++++ PROVIDED DATA

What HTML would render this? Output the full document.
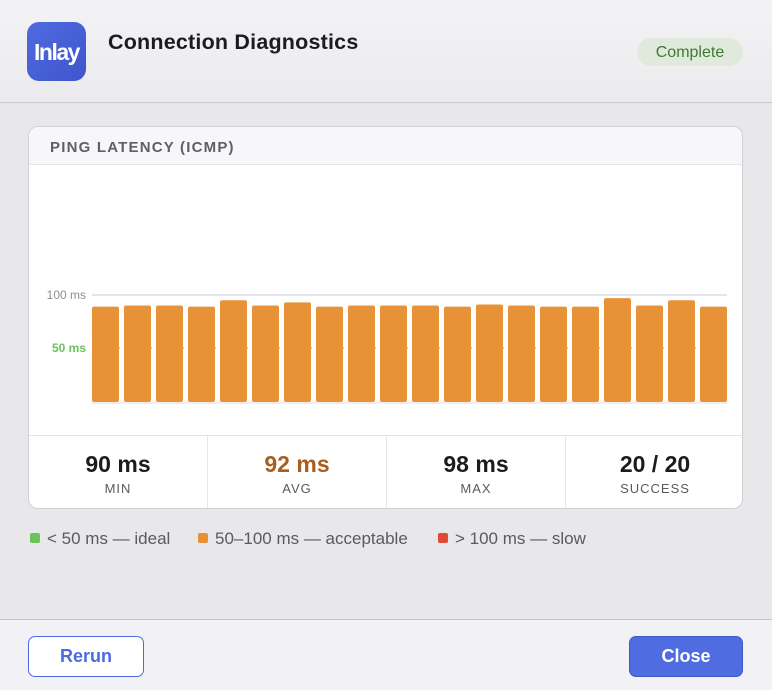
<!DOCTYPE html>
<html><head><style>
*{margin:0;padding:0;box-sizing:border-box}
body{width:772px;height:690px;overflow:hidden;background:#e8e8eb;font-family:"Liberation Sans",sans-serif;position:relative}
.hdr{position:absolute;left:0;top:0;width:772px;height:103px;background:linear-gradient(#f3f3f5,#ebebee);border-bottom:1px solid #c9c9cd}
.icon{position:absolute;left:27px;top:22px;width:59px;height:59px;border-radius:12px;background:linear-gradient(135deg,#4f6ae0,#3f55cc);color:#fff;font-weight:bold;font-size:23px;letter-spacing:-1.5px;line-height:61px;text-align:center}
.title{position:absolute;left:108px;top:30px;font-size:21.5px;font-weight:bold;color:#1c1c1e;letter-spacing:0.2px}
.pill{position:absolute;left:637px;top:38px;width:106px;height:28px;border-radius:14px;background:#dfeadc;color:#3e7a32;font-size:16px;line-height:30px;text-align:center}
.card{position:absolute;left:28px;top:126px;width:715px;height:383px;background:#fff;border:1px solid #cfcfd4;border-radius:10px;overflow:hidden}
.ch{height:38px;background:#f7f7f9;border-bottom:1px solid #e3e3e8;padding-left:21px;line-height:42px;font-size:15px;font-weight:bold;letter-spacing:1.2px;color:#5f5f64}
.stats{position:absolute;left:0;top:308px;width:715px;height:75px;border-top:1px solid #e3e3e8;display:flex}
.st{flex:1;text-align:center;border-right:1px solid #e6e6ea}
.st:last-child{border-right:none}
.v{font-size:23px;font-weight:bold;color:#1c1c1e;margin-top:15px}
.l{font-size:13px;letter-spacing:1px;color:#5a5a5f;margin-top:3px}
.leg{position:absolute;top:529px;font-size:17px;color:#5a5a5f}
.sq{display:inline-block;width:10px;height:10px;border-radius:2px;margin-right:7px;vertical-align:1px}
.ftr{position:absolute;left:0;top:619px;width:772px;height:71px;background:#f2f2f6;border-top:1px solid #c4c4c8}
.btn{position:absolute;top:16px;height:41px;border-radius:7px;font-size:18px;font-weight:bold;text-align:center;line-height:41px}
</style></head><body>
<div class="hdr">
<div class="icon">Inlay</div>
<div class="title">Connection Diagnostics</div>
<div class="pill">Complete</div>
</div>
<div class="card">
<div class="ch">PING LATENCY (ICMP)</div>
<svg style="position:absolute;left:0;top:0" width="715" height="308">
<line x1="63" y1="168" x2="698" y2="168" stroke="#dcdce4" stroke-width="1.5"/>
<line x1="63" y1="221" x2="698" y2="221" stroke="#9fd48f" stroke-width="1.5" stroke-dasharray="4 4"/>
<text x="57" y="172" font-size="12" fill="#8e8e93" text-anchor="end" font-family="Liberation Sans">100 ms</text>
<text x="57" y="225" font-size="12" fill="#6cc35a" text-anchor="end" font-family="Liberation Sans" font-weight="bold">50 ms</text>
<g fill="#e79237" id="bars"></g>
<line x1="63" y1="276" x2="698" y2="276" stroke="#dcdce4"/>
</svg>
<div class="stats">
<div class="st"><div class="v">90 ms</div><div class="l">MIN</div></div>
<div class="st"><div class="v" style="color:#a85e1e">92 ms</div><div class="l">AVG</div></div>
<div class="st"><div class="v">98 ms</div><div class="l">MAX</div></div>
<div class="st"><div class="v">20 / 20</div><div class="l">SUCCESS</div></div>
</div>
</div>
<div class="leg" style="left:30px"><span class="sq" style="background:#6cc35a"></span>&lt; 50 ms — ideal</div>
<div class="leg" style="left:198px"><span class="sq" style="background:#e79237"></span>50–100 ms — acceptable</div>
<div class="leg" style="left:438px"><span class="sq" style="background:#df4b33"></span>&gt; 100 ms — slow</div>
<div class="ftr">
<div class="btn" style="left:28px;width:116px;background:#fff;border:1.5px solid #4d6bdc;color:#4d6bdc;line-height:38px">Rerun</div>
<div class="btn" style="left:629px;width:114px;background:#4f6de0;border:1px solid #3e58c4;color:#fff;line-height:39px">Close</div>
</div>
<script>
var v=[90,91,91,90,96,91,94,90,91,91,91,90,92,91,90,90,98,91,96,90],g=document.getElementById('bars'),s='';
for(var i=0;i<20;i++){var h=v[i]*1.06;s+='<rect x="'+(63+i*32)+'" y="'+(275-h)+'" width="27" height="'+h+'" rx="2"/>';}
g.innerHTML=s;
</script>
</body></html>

++++++++

Please transcribe the material above exactly as written. Leave the pictures out.

What HTML would render this? Output the full document.
<!DOCTYPE html>
<html><head><style>
*{margin:0;padding:0;box-sizing:border-box}
body{width:772px;height:690px;overflow:hidden;background:#e8e8eb;font-family:"Liberation Sans",sans-serif;position:relative}
.hdr{position:absolute;left:0;top:0;width:772px;height:103px;background:linear-gradient(#f3f3f5,#ebebee);border-bottom:1px solid #c9c9cd}
.icon{position:absolute;left:27px;top:22px;width:59px;height:59px;border-radius:12px;background:linear-gradient(135deg,#4f6ae0,#3f55cc);color:#fff;font-weight:bold;font-size:23px;letter-spacing:-1.5px;line-height:61px;text-align:center}
.title{position:absolute;left:108px;top:30px;font-size:21.5px;font-weight:bold;color:#1c1c1e;letter-spacing:0.2px}
.pill{position:absolute;left:637px;top:38px;width:106px;height:28px;border-radius:14px;background:#dfeadc;color:#3e7a32;font-size:16px;line-height:30px;text-align:center}
.card{position:absolute;left:28px;top:126px;width:715px;height:383px;background:#fff;border:1px solid #cfcfd4;border-radius:10px;overflow:hidden}
.ch{height:38px;background:#f7f7f9;border-bottom:1px solid #e3e3e8;padding-left:21px;line-height:42px;font-size:15px;font-weight:bold;letter-spacing:1.2px;color:#5f5f64}
.stats{position:absolute;left:0;top:308px;width:715px;height:75px;border-top:1px solid #e3e3e8;display:flex}
.st{flex:1;text-align:center;border-right:1px solid #e6e6ea}
.st:last-child{border-right:none}
.v{font-size:23px;font-weight:bold;color:#1c1c1e;margin-top:15px}
.l{font-size:13px;letter-spacing:1px;color:#5a5a5f;margin-top:3px}
.leg{position:absolute;top:529px;font-size:17px;color:#5a5a5f}
.sq{display:inline-block;width:10px;height:10px;border-radius:2px;margin-right:7px;vertical-align:1px}
.ftr{position:absolute;left:0;top:619px;width:772px;height:71px;background:#f2f2f6;border-top:1px solid #c4c4c8}
.btn{position:absolute;top:16px;height:41px;border-radius:7px;font-size:18px;font-weight:bold;text-align:center;line-height:41px}
</style></head><body>
<div class="hdr">
<div class="icon">Inlay</div>
<div class="title">Connection Diagnostics</div>
<div class="pill">Complete</div>
</div>
<div class="card">
<div class="ch">PING LATENCY (ICMP)</div>
<svg style="position:absolute;left:0;top:0" width="715" height="308">
<line x1="63" y1="168" x2="698" y2="168" stroke="#dcdce4" stroke-width="1.5"/>
<line x1="63" y1="221" x2="698" y2="221" stroke="#9fd48f" stroke-width="1.5" stroke-dasharray="4 4"/>
<text x="57" y="172" font-size="12" fill="#8e8e93" text-anchor="end" font-family="Liberation Sans">100 ms</text>
<text x="57" y="225" font-size="12" fill="#6cc35a" text-anchor="end" font-family="Liberation Sans" font-weight="bold">50 ms</text>
<g fill="#e79237" id="bars"></g>
<line x1="63" y1="276" x2="698" y2="276" stroke="#dcdce4"/>
</svg>
<div class="stats">
<div class="st"><div class="v">90 ms</div><div class="l">MIN</div></div>
<div class="st"><div class="v" style="color:#a85e1e">92 ms</div><div class="l">AVG</div></div>
<div class="st"><div class="v">98 ms</div><div class="l">MAX</div></div>
<div class="st"><div class="v">20 / 20</div><div class="l">SUCCESS</div></div>
</div>
</div>
<div class="leg" style="left:30px"><span class="sq" style="background:#6cc35a"></span>&lt; 50 ms — ideal</div>
<div class="leg" style="left:198px"><span class="sq" style="background:#e79237"></span>50–100 ms — acceptable</div>
<div class="leg" style="left:438px"><span class="sq" style="background:#df4b33"></span>&gt; 100 ms — slow</div>
<div class="ftr">
<div class="btn" style="left:28px;width:116px;background:#fff;border:1.5px solid #4d6bdc;color:#4d6bdc;line-height:38px">Rerun</div>
<div class="btn" style="left:629px;width:114px;background:#4f6de0;border:1px solid #3e58c4;color:#fff;line-height:39px">Close</div>
</div>
<script>
var v=[90,91,91,90,96,91,94,90,91,91,91,90,92,91,90,90,98,91,96,90],g=document.getElementById('bars'),s='';
for(var i=0;i<20;i++){var h=v[i]*1.06;s+='<rect x="'+(63+i*32)+'" y="'+(275-h)+'" width="27" height="'+h+'" rx="2"/>';}
g.innerHTML=s;
</script>
</body></html>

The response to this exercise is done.